Is “phrase awareness” a form of Bible study or is it something more transcendent than that?

Ms. McEntyre: “Study” suggests rational inquiry, whereas the kind of awareness lectio invites is open-ended, belonging more to prayer and meditation than to study as such. It doesn’t have set objectives except to dwell in the text and with God, holding close for a time words that give us a sense of God’s voice calling us into intimate conversation.

Are there inappropriate biblical phrases to dwell on or is all scriptural content fair game?

Ms. McEntyre: The only thing that would make a phrase from Scripture “inappropriate” for contemplative reflection, it seems to me, would be a reader’s misplaced motive. If, for instance, a reader picked a phrase for a preordained purpose—as a proof text, or to reinforce a sense of rightness, or to feed a fantasy—rather than asking to be led to a place of encounter, his or her own intentions would defeat the holy play of the Spirit.

Can meditating on arbitrary phrases be dangerous?

Ms. McEntyre: Any encounter with a sacred text can be dangerous. Reading itself can be dangerous if, we use it. The phrases that arise in lectio are not “arbitrary,” but places of divine encounter sought and given in a spirit of prayerful seeking.

Give examples of how we might contemplate each following phrase:

    …hidden with Christ… (Col. 3:3)

Ms. McEntyre: This phrase might trigger a memory of hiddenness. For someone who had to hide in fear as a child, it might bring both unsettling associations and reassurance of ultimate safety. For me it triggers a memory of speaking at my father’s funeral, when I realized how much even of the lives of those we know and love best remains a mystery, known only to God. Such associations might open a line of reflection on when we might need to remain hidden, or a feeling of reverence for the mystery of those around us.

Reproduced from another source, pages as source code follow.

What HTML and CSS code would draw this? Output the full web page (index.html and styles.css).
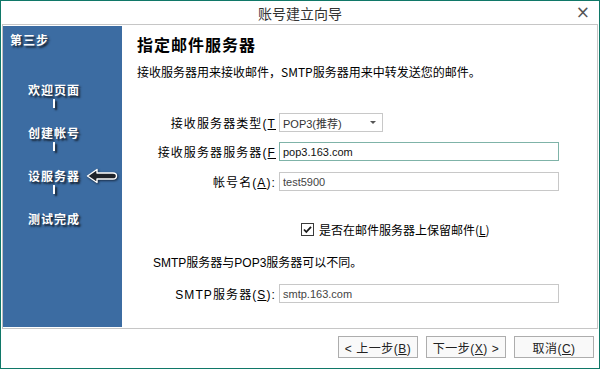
FILE: index.html
```html
<!DOCTYPE html>
<html lang="zh-CN">
<head>
<meta charset="utf-8">
<title>账号建立向导</title>
<link rel="stylesheet" href="styles.css">
</head>
<body>
<div class="window">
  <div class="titlebar">
    <span class="title">账号建立向导</span>
    <span class="close">×</span>
  </div>
  <div class="panel">
    <aside class="sidebar">
      <div class="step">第三步</div>
      <ul class="steps">
        <li class="item">欢迎页面</li>
        <li class="bar"></li>
        <li class="item">创建帐号</li>
        <li class="bar"></li>
        <li class="item current">设服务器
          <svg class="arrow" width="32" height="16" viewBox="0 0 32 16">
            <path d="M1.5 8 L11 1.5 L11 5 L27 5 Q30.5 5 30.5 8 Q30.5 11 27 11 L11 11 L11 14.5 Z" fill="#1f232a" stroke="#ffffff" stroke-width="1.4" stroke-linejoin="round"/>
          </svg>
        </li>
        <li class="bar"></li>
        <li class="item">测试完成</li>
      </ul>
    </aside>
    <main class="content">
      <h1 class="heading">指定邮件服务器</h1>
      <p class="desc">接收服务器用来接收邮件，SMTP服务器用来中转发送您的邮件。</p>
      <div class="form">
        <div class="row">
          <label class="label">接收服务器类型(<u>T</u></label>
          <div class="select"><span>POP3(推荐)</span><span class="caret"></span></div>
        </div>
        <div class="row row2">
          <label class="label">接收服务器服务器(<u>F</u></label>
          <div class="input focused">pop3.163.com</div>
        </div>
        <div class="row row3">
          <label class="label">帐号名(<u>A</u>):</label>
          <div class="input muted">test5900</div>
        </div>
      </div>
      <div class="check-row">
        <svg class="checkbox" width="13" height="13" viewBox="0 0 13 13">
          <rect x="0.5" y="0.5" width="12" height="12" fill="#fff" stroke="#3a3a3a"/>
          <path d="M3 6.5 L5.3 9 L10 3.8" fill="none" stroke="#1a1a1a" stroke-width="1.8"/>
        </svg>
        <span>是否在邮件服务器上保留邮件(<u>L</u>)</span>
      </div>
      <p class="note">SMTP服务器与POP3服务器可以不同。</p>
      <div class="row smtp">
        <label class="label">SMTP服务器(<u>S</u>):</label>
        <div class="input muted">smtp.163.com</div>
      </div>
    </main>
  </div>
  <div class="footer">
    <button class="btn">&lt; 上一步(<u>B</u>)</button>
    <button class="btn">下一步(<u>X</u>) &gt;</button>
    <button class="btn">取消(<u>C</u>)</button>
  </div>
</div>
</body>
</html>
```

FILE: styles.css
```css
* { box-sizing: border-box; }
html, body { margin: 0; padding: 0; background: #fff; }
body {
  font-family: "Liberation Sans", "Noto Sans CJK SC", sans-serif;
  font-size: 12px;
  color: #000;
}
.window {
  width: 600px;
  height: 369px;
  border: 1px solid #107868;
  display: flex;
  flex-direction: column;
  background: #fff;
}
.titlebar {
  height: 23px;
  position: relative;
  display: flex;
  align-items: center;
  justify-content: center;
}
.title {
  font-family: "Noto Sans CJK SC", sans-serif;
  font-size: 14px;
  color: #333;
  line-height: 16px;
  margin-top: 1px;
}
.close {
  position: absolute;
  right: 9px;
  top: 3px;
  font-size: 17px;
  line-height: 17px;
  color: #555;
  font-family: "DejaVu Sans", sans-serif;
}
.panel {
  margin: 0 1px;
  height: 305px;
  border: 1px solid #c6c6c6;
  border-left-color: #c0c0c0;
  padding: 1px 0 1px 0;
  display: flex;
}
.sidebar {
  width: 119px;
  background: #3c6ca2;
  color: #fff;
  padding: 6px 0 0 7px;
  font-family: "Noto Sans CJK SC", sans-serif;
  font-weight: bold;
  text-shadow: 2px 2px 2px #15202e;
}
.step {
  line-height: 16px;
  font-size: 12px;
  letter-spacing: 1px;
}
.steps {
  list-style: none;
  margin: 34px 0 0 18px;
  padding: 0;
}
.item {
  height: 16px;
  line-height: 16px;
  font-size: 12px;
  letter-spacing: 1px;
  display: flex;
  align-items: center;
  gap: 6px;
}
.arrow {
  filter: drop-shadow(1px 1px 1px rgba(10, 20, 35, 0.8));
}
.bar {
  width: 2px;
  height: 9px;
  margin: 1px 0 17px 25px;
  background: #fff;
  box-shadow: 2px 2px 2px #15202e;
}
.content {
  flex: 1;
  padding: 8px 0 0 15px;
}
.heading {
  margin: 0;
  font-family: "Noto Sans CJK SC", sans-serif;
  font-size: 16px;
  font-weight: bold;
  line-height: 20px;
  letter-spacing: 1px;
}
.desc {
  margin: 10px 0 0 0;
  font-family: "Noto Sans CJK SC", sans-serif;
  font-size: 12px;
  line-height: 16px;
}
.form {
  margin-top: 33px;
}
.row {
  display: flex;
  align-items: center;
  height: 19px;
}
.row2 { margin-top: 10px; }
.row3 { margin-top: 11px; }
.label {
  width: 142px;
  text-align: right;
  padding-right: 3px;
  font-family: "Liberation Sans", "Noto Sans CJK SC", sans-serif;
  font-size: 12px;
  letter-spacing: 1.1px;
  white-space: nowrap;
  overflow: hidden;
}
.select {
  width: 104px;
  height: 19px;
  border: 1px solid #c8c8c8;
  display: flex;
  align-items: center;
  justify-content: space-between;
  padding: 0 6px 0 3px;
  font-size: 11px;
  color: #333;
}
.caret {
  width: 0;
  height: 0;
  border-left: 3px solid transparent;
  border-right: 3px solid transparent;
  border-top: 3px solid #555;
}
.input {
  width: 280px;
  height: 19px;
  border: 1px solid #c8c8c8;
  padding: 0 3px;
  display: flex;
  align-items: center;
  font-size: 11px;
  color: #111;
}
.input.focused { border-color: #7fb3a8; }
.input.muted { color: #444; }
.check-row {
  margin: 30px 0 0 164px;
  display: flex;
  align-items: center;
  gap: 5px;
  height: 16px;
  font-family: "Noto Sans CJK SC", sans-serif;
  font-size: 12px;
}
.note {
  margin: 18px 0 0 16px;
  line-height: 16px;
  font-size: 12px;
}
.smtp { margin-top: 13px; }
.footer {
  flex: 1;
  display: flex;
  justify-content: flex-end;
  align-items: flex-start;
  gap: 8px;
  padding: 7px 5px 0 0;
}
.btn {
  width: 80px;
  height: 22px;
  border: 1px solid #adadad;
  background: #f9f9f9;
  font-family: "Liberation Sans", "Noto Sans CJK SC", sans-serif;
  font-size: 12px;
  color: #222;
  padding: 0;
  letter-spacing: 0.5px;
}
```
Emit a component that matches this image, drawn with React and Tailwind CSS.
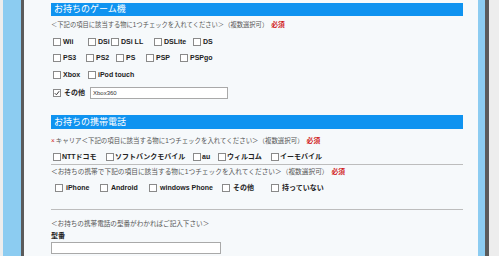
const FONT = { fontFamily: '"Liberation Sans", "Noto Sans CJK JP", sans-serif' };

function Box({ checked }) {
  return (
    <span className="inline-flex h-[8px] w-[8px] shrink-0 items-center justify-center border border-[#8a8a8a] bg-white">
      {checked && (
        <svg width="6" height="6" viewBox="0 0 6 6" fill="none" stroke="#3a3a3a" strokeWidth="1">
          <path d="M0.8 3.2 2.4 4.8 5.2 1.2" />
        </svg>
      )}
    </span>
  );
}

function Check({ label, w, gap = "ml-[2px]", checked }) {
  return (
    <span className="flex shrink-0 items-center" style={w ? { width: w } : undefined}>
      <Box checked={checked} />
      <span className={`${gap} whitespace-nowrap text-[7px] font-bold text-[#222]`}>{label}</span>
    </span>
  );
}

function Heading({ children, h }) {
  return (
    <div className={`flex ${h} items-center bg-[#0f93f0] pl-[3px] text-[9px] leading-none text-white`}>
      {children}
    </div>
  );
}

function Note({ children, prefix, size = "text-[6.3px]", className = "" }) {
  return (
    <div className={`flex items-center whitespace-nowrap ${size} leading-none text-[#555] ${className}`}>
      {prefix && <span className="mr-[1px] text-[#d01818]">×</span>}
      {children}
      <span className="ml-[3px] text-[6.8px] font-bold text-[#d01818]">必須</span>
    </div>
  );
}

export default function App() {
  return (
    <div className="flex h-[256px] w-[499px] overflow-hidden bg-[#ededed]" style={FONT}>
      <div className="w-[3px]" />
      <div className="w-[18px] bg-[#8cccf1]" />
      <div className="w-[3px] bg-[#5b5b5b]" />

      <div className="flex w-[454px] flex-col bg-[#f6f9fb] pl-[27px] pr-[15px] pt-[3px]">
        <Heading h="h-[13px]">お持ちのゲーム機</Heading>

        <Note className="mt-[4px] h-[10px]">＜下記の項目に該当する物に1つチェックを入れてください＞（複数選択可）</Note>

        <div className="flex h-[16px] items-center pl-[2px] mt-[4px]">
          <Check label="Wii" w={35} />
          <Check label="DSi" w={23} />
          <Check label="DSi LL" w={43} />
          <Check label="DSLite" w={39} />
          <Check label="DS" />
        </div>
        <div className="flex h-[16px] items-center pl-[2px]">
          <Check label="PS3" w={33} />
          <Check label="PS2" w={30} />
          <Check label="PS" w={30} />
          <Check label="PSP" w={34} />
          <Check label="PSPgo" />
        </div>
        <div className="flex h-[18px] items-center pl-[2px]">
          <Check label="Xbox" w={35} />
          <Check label="iPod touch" />
        </div>
        <div className="flex h-[18px] items-center pl-[2px]">
          <Check label="その他" w={37} gap="ml-[3px]" checked />
          <div className="flex h-[12px] w-[138px] items-center border border-[#a9a9a9] bg-white pl-[2px] text-[6px] text-[#333]">
            Xbox360
          </div>
        </div>

        <div className="mt-[13px]">
          <Heading h="h-[14px]">お持ちの携帯電話</Heading>
        </div>

        <Note prefix size="text-[6.45px]" className="mt-[7px] h-[10px]">
          キャリア＜下記の項目に該当する物に1つチェックを入れてください＞（複数選択可）
        </Note>

        <div className="mt-[4px] flex h-[14px] items-center pl-[2px]">
          <Check label="NTTドコモ" w={53} gap="ml-[1px]" />
          <Check label="ソフトバンクモバイル" w={87} gap="ml-[1px]" />
          <Check label="au" w={25} gap="ml-[1px]" />
          <Check label="ウィルコム" w={53} gap="ml-[1px]" />
          <Check label="イーモバイル" gap="ml-[1px]" />
        </div>
        <div className="h-px bg-[#bdbdbd]" />

        <Note size="text-[6.7px]" className="h-[14px]">
          ＜お持ちの携帯で下記の項目に該当する物に1つチェックを入れてください＞（複数選択可）
        </Note>

        <div className="mt-[1px] flex h-[16px] items-center pl-[4px]">
          <Check label="iPhone" w={45} gap="ml-[3px]" />
          <Check label="Android" w={49} gap="ml-[3px]" />
          <Check label="windows Phone" w={73} gap="ml-[3px]" />
          <Check label="その他" w={49} gap="ml-[3px]" />
          <Check label="持っていない" gap="ml-[3px]" />
        </div>

        <div className="mt-[13px] h-px bg-[#bdbdbd]" />

        <div className="mt-[8px] flex h-[12px] items-center whitespace-nowrap text-[6.6px] leading-none text-[#555]">
          ＜お持ちの携帯電話の型番がわかればご記入下さい＞
        </div>
        <div className="flex h-[10px] items-center text-[7px] font-bold leading-none text-[#222]">型番</div>
        <div className="mt-[2px] h-[12px] w-[170px] border border-[#a9a9a9] bg-white" />
      </div>

      <div className="w-[7px] bg-[#8cccf1]" />
      <div className="w-[4px] bg-[#5b5b5b]" />
    </div>
  );
}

    …delight is in the law… (Ps. 1:2)

Ms. McEntyre: This phrase might plunge us into uncomfortable paradox and invite us to reclaim and revisit the biblical laws that give guidance and reveal something of who God is, and to avoid the false comfort of what Bonhoeffer called “cheap grace.” The word “delight” may also be arresting in that for many, law doesn’t awaken delight as much as fear or guilt. So the phrase brings up the question, “What is there to delight in?” which might initiate a fruitful reframing.

    …to love kindness… (Micah 6:8)

Ms. McEntyre: One of my recent associations with the word “kindness” is Naomi Shihab Nye’s poem of that title, so the word sends me back to lines in the poem that have stayed with me and given me helpful images. To love kindness suggests an attitude of delight in both witnessing and practicing kindness; the phrase brings up memories of acts of kindness that have touched, humbled, and inspired me. These memories might lead me into prayers of gratitude and intercession for those who have been kind to me.

What do you want your book to accomplish in the lives of its readers?

Ms. McEntyre: What’s in a Phrase? is a small book—really only a sample of a continuing practice of pausing over phrases that call me to attentiveness. My hope is that readers will find in it new ways of hearing words and the Word, and that they will listen for those words or phrases that beckon them to pause for a while before going on to sentence or story or sermon.

Is there anything else you’d like to say?

Ms. McEntyre: Just that I am grateful for invitation to conversation about this practice and this project, and to those who introduced me to the reading and prayer practices that inform it.

Bio: Marilyn Chandler McEntyre is a fellow of the Gaede Institute for the Liberal Arts at Westmont College, Santa Barbara, California, and she teaches at UC Berkeley. Her other books include The Color of Light: Poems on van Gogh’s Late Paintings, Reading Like a Serpent: What the Scarlet A is About, and Caring for Words in a Culture of Lies.